Activities such as these, tolerated at Marquette, are what McAdams sought to highlight on his blog.

Holz’s letter justifies the disciplinary action as a response to McAdams’ lack of “competence and integrity, including accuracy ‘at all times,’ a respect for others’ opinions and the exercise of appropriate restraint.” But his allies see the university as simply finding McAdams’ blog posts too inconvenient for too long.

Graduate teaching instructor Cheryl Abbate (who technically was still a student) did receive vicious hate mail in response to the publicizing of her handling of the situation, though McAdams takes issue with Holz’s characterization, saying, “The story was quite accurate.”

McAdams has no regrets. Still, he admits if he had “foreseen that the post would go viral, and Abbate would get nasty emails, I would not have named her. But I’ve been blogging for 10 years, and nothing like this has happened before.”

The Register sought comment on the case from Marquette. Brian Dorrington, senior director of communications, responded. Said Dorrington, “The decisions here have everything to do with our guiding values and expectations of conduct toward each other and nothing to do with academic freedom, freedom of speech or same-sex marriage. Debate and intense discussion are at the heart of who we are as a university, but they must be balanced with respect.”

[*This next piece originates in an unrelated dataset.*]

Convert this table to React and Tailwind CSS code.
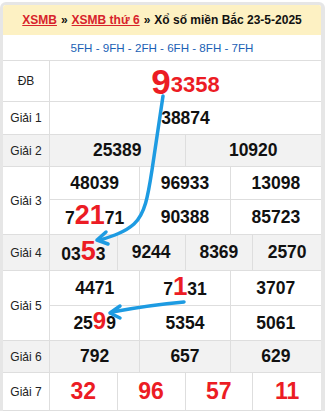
import React from "react";

const font = { fontFamily: '"Liberation Sans", Arial, sans-serif' };

const Num = ({ children }) => (
  <span className="text-[17.5px] font-bold text-[#111]">{children}</span>
);
const Red = ({ children, size = "text-[27px]" }) => (
  <span className={`${size} text-[#ec1c24] leading-none`}>{children}</span>
);

const Label = ({ children }) => (
  <div className="w-[47px] shrink-0 border-r border-[#dedede] flex items-center justify-center text-[12px] text-[#222]">
    {children}
  </div>
);

const Cells = ({ cols, h, children, last }) => (
  <div
    className={`${cols} ${h} grid divide-x divide-[#dedede] ${last ? "" : "border-b border-[#dedede]"}`}
  >
    {children.map((c, i) => (
      <div key={i} className="flex items-center justify-center">
        {c}
      </div>
    ))}
  </div>
);

export default function App() {
  return (
    <div className="w-[325px] h-[413px] bg-white pt-[2px] overflow-hidden relative" style={font}>
      <div className="border-l-[3px] border-r-[4px] border-t-[3px] border-[#e6e6e6] rounded-t-[6px] overflow-hidden">
        {/* header */}
        <div className="h-[30px] bg-[#fdf1c3] flex items-center justify-center text-[12px] font-bold text-[#111] whitespace-nowrap">
          <a className="text-[#d7232b] underline">XSMB</a>
          <span className="mx-[4px]">»</span>
          <a className="text-[#d7232b] underline">XSMB thứ 6</a>
          <span className="mx-[4px]">»</span>
          <span>Xổ số miền Bắc 23-5-2025</span>
        </div>
        <div className="h-[26px] flex items-center justify-center text-[11.6px] text-[#1b5fb5] border-b border-[#dedede]">
          5FH - 9FH - 2FH - 6FH - 8FH - 7FH
        </div>

        {/* ĐB */}
        <div className="flex h-[41px] border-b border-[#dedede]">
          <Label>ĐB</Label>
          <div className="flex-1 flex items-center justify-center text-[#ec1c24] leading-none">
            <span className="text-[35px] font-bold">9</span>
            <span className="text-[22px] font-semibold mt-[8px]">3358</span>
          </div>
        </div>

        {/* Giải 1 */}
        <div className="flex h-[33px] border-b border-[#dedede]">
          <Label>Giải 1</Label>
          <div className="flex-1 flex items-center justify-center">
            <Num>38874</Num>
          </div>
        </div>

        {/* Giải 2 */}
        <div className="flex h-[32px] border-b border-[#dedede] bg-[#f2f2f2]">
          <Label>Giải 2</Label>
          <div className="flex-1">
            <Cells cols="grid-cols-2" h="h-full" last>
              {[<Num>25389</Num>, <Num>10920</Num>]}
            </Cells>
          </div>
        </div>

        {/* Giải 3 */}
        <div className="flex border-b border-[#dedede]">
          <Label>Giải 3</Label>
          <div className="flex-1">
            <Cells cols="grid-cols-3" h="h-[33px]">
              {[<Num>48039</Num>, <Num>96933</Num>, <Num>13098</Num>]}
            </Cells>
            <Cells cols="grid-cols-3" h="h-[34px]" last>
              {[
                <Num>
                  7<Red>21</Red>71
                </Num>,
                <Num>90388</Num>,
                <Num>85723</Num>,
              ]}
            </Cells>
          </div>
        </div>

        {/* Giải 4 */}
        <div className="flex h-[36px] border-b border-[#dedede] bg-[#f2f2f2]">
          <Label>Giải 4</Label>
          <div className="flex-1">
            <Cells cols="grid-cols-4" h="h-full" last>
              {[
                <Num>
                  03<Red>5</Red>3
                </Num>,
                <Num>9244</Num>,
                <Num>8369</Num>,
                <Num>2570</Num>,
              ]}
            </Cells>
          </div>
        </div>

        {/* Giải 5 */}
        <div className="flex border-b border-[#dedede]">
          <Label>Giải 5</Label>
          <div className="flex-1">
            <Cells cols="grid-cols-3" h="h-[35px]">
              {[
                <Num>4471</Num>,
                <Num>
                  7<Red size="text-[26px] font-bold">1</Red>31
                </Num>,
                <Num>3707</Num>,
              ]}
            </Cells>
            <Cells cols="grid-cols-3" h="h-[34px]" last>
              {[
                <Num>
                  25<Red size="text-[24px] font-bold">9</Red>9
                </Num>,
                <Num>5354</Num>,
                <Num>5061</Num>,
              ]}
            </Cells>
          </div>
        </div>

        {/* Giải 6 */}
        <div className="flex h-[32px] border-b border-[#dedede] bg-[#f2f2f2]">
          <Label>Giải 6</Label>
          <div className="flex-1">
            <Cells cols="grid-cols-3" h="h-full" last>
              {[<Num>792</Num>, <Num>657</Num>, <Num>629</Num>]}
            </Cells>
          </div>
        </div>

        {/* Giải 7 */}
        <div className="flex h-[38px] border-b border-[#dedede]">
          <Label>Giải 7</Label>
          <div className="flex-1">
            <Cells cols="grid-cols-4" h="h-full" last>
              {["32", "96", "57", "11"].map((n) => (
                <span className="text-[23px] font-bold text-[#ec1c24]">{n}</span>
              ))}
            </Cells>
          </div>
        </div>
      </div>

      {/* arrows drawn over the table */}
      <svg className="absolute left-0 top-0 pointer-events-none" width="325" height="413">
        <g stroke="#1d9be2" strokeWidth="3.5" fill="none" strokeLinecap="round" strokeLinejoin="round">
          <path d="M163 96 L152 170 C148 196 145 214 134 224 C125 232 113 236 100 240" />
          <path d="M97 240 L106 232 M97 240 L108 244" />
          <path d="M184 302 Q150 305 112 312" />
          <path d="M110 313 L120 306 M110 313 L120 318" />
        </g>
      </svg>
    </div>
  );
}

Not everyone, however, agrees that Marquette’s disciplinary action against John McAdams is so clear-cut.

Hank Reichman, professor emeritus of history at California State University-East Bay and first vice president and chairman of Committee A on Academic Freedom and Tenure of the American Association of University Professors [AAUP], told the Register: “The only official comment from AAUP on this matter is a letter sent to the Marquette administration (and later posted on [AAUP’s The Academe] blog) by Gregory Scholtz … who wrote in an official capacity objecting to McAdams’ suspension. [That letter] focused solely on the violations of AAUP-recommended principles and procedures involving suspensions and due process.”

Reichman added, “We do believe that it is highly important — indeed, a requirement — that a tenured professor be given a procedural opportunity to challenge the accuracy of a charge like this before being dismissed. … Whether and to what extent professor McAdams will receive such due process, so far as I can tell, remains to be seen. But we will closely monitor this situation.”

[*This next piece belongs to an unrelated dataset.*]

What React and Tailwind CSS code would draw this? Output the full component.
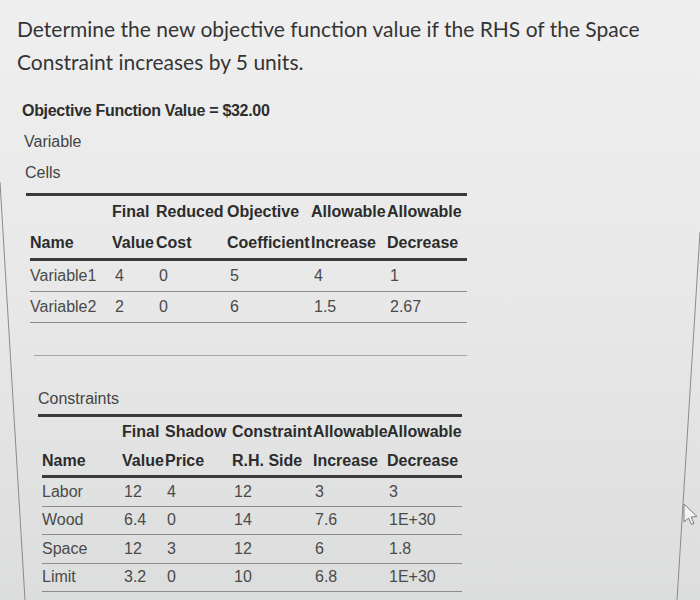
import React from 'react';

const VAR_COLS = 'grid grid-cols-[82px_44px_71px_84px_76px_78px]';
const CON_COLS = 'grid grid-cols-[80px_43px_67px_81px_74px_76px]';

const variables = [
  ['Variable1', '4', '0', '5', '4', '1'],
  ['Variable2', '2', '0', '6', '1.5', '2.67'],
];

const constraints = [
  ['Labor', '12', '4', '12', '3', '3'],
  ['Wood', '6.4', '0', '14', '7.6', '1E+30'],
  ['Space', '12', '3', '12', '6', '1.8'],
  ['Limit', '3.2', '0', '10', '6.8', '1E+30'],
];

function HeaderCell({ top, bottom }) {
  return (
    <div className="flex flex-col justify-end whitespace-nowrap">
      {top && <span>{top}</span>}
      <span>{bottom}</span>
    </div>
  );
}

export default function App() {
  return (
    <div className="relative w-[700px] h-[600px] overflow-hidden bg-gradient-to-b from-[#efefef] via-[#e7e8e7] to-[#dcdedd] text-[#3c3c3c] font-['Liberation_Sans',Arial,sans-serif]">
      {/* Question */}
      <p className="pl-[17px] pt-[12px] w-[660px] font-['Lato','Open_Sans',sans-serif] text-[21px] leading-[33px] text-[#353535]">
        Determine the new objective function value if the RHS of the Space Constraint increases by 5 units.
      </p>

      <div className="pl-[22px] mt-[17px] text-[16px] leading-[31px]">
        <p className="font-bold text-[#2e2e2e] tracking-[-0.3px]">Objective Function Value = $32.00</p>
        <p className="pl-[2px] text-[#444]">Variable</p>
        <p className="pl-[3px] text-[#444]">Cells</p>
      </div>

      {/* Variable cells table */}
      <div className="ml-[26px] mt-[5px] w-[441px] text-[16px]">
        <div className="h-[3px] bg-[#3a3a3a]" />
        <div className={`${VAR_COLS} pl-[4px] font-bold text-[#2c2c2c] leading-[31px]`}>
          <HeaderCell bottom="Name" />
          <HeaderCell top="Final" bottom="Value" />
          <HeaderCell top="Reduced" bottom="Cost" />
          <HeaderCell top="Objective" bottom="Coefficient" />
          <HeaderCell top="Allowable" bottom="Increase" />
          <HeaderCell top="Allowable" bottom="Decrease" />
        </div>
        <div className="ml-[4px] h-[3px] bg-[#3a3a3a]" />
        {variables.map((row) => (
          <div key={row[0]} className={`${VAR_COLS} ml-[4px] h-[31px] items-center border-b border-[#8c8c8c] text-[#4a4a4a]`}>
            {row.map((v, i) => (
              <span key={i} className={i === 0 ? '' : 'pl-[3px]'}>{v}</span>
            ))}
          </div>
        ))}
        <div className="ml-[8px] h-[33px] border-b border-[#a3a3a3]" />
      </div>

      {/* Constraints */}
      <p className="ml-[38px] mt-[28px] text-[16px] leading-[30px] text-[#444]">Constraints</p>
      <div className="ml-[38px] w-[424px] text-[16px]">
        <div className="h-[3px] bg-[#3a3a3a]" />
        <div className={`${CON_COLS} pl-[4px] font-bold text-[#2c2c2c] leading-[29px]`}>
          <HeaderCell bottom="Name" />
          <HeaderCell top="Final" bottom="Value" />
          <HeaderCell top="Shadow" bottom="Price" />
          <HeaderCell top="Constraint" bottom="R.H. Side" />
          <HeaderCell top="Allowable" bottom="Increase" />
          <HeaderCell top="Allowable" bottom="Decrease" />
        </div>
        <div className="ml-[4px] h-[3px] bg-[#3a3a3a]" />
        {constraints.map((row) => (
          <div key={row[0]} className={`${CON_COLS} ml-[4px] h-[28.5px] items-center border-b border-[#8c8c8c] text-[#4a4a4a]`}>
            {row.map((v, i) => (
              <span key={i} className={i === 0 ? '' : 'pl-[2px]'}>{v}</span>
            ))}
          </div>
        ))}
      </div>

      {/* screen edges and mouse pointer */}
      <svg className="absolute inset-0 pointer-events-none" width="700" height="600" viewBox="0 0 700 600">
        <line x1="0" y1="182" x2="25" y2="600" stroke="#8a8a8a" strokeWidth="1" />
        <line x1="700" y1="232" x2="677" y2="600" stroke="#8a8a8a" strokeWidth="1" />
        <path d="M684 504 L684 522 L688.5 518 L691.5 524.5 L694 523.3 L691 517 L697 516.5 Z" fill="#f4f4f4" stroke="#7c7c7c" strokeWidth="1" strokeLinejoin="round" />
      </svg>
    </div>
  );
}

The Faculty Hearing Committee at Marquette will meet to discuss McAdams’ case. The date is not yet known. So far, more than 750 people have signed a petition in favor of McAdams’ reinstatement. People can also write to Marquette President Michael Lovell to make their views known.

The fault lines between this Protestant professor who cares for the Catholic formation of his students and an indifferent university administration were in place for years. McAdams puts it this way: “I don’t think Catholic universities should impose an orthodoxy, but the ‘center of gravity’ should be in favor of Church teaching. It would be normal for faculty to sometimes, on some issues, disagree with Church teaching. That’s fine, but if Catholic teaching is marginalized, a university has no right to call itself ‘Catholic.’”

The most important question in the McAdams affair, however, remains unanswered: Why would any authentically Catholic university want to have on its teaching staff someone who believes that the magisterium of the Catholic Church hates people with same-sex attraction? There will be many more John McAdamses thrown on the pyre of secular ideology until someone gets around to answering it.

And as for Maximilian, the student who refused to accept "No — because I said so" as an adequate response in academic enquiry, he maintains, “After seeing how this entire situation has played out, I can say that John McAdams has more integrity than the other professors who are attacking him — all because he stuck up for a student’s rights. Professor McAdams has done as much as any one man can possibly be expected to do. Now it is for others to examine their own consciences — and perhaps around Marquette University we’ll start to see certain signs appearing stating: Je suis John McAdams.”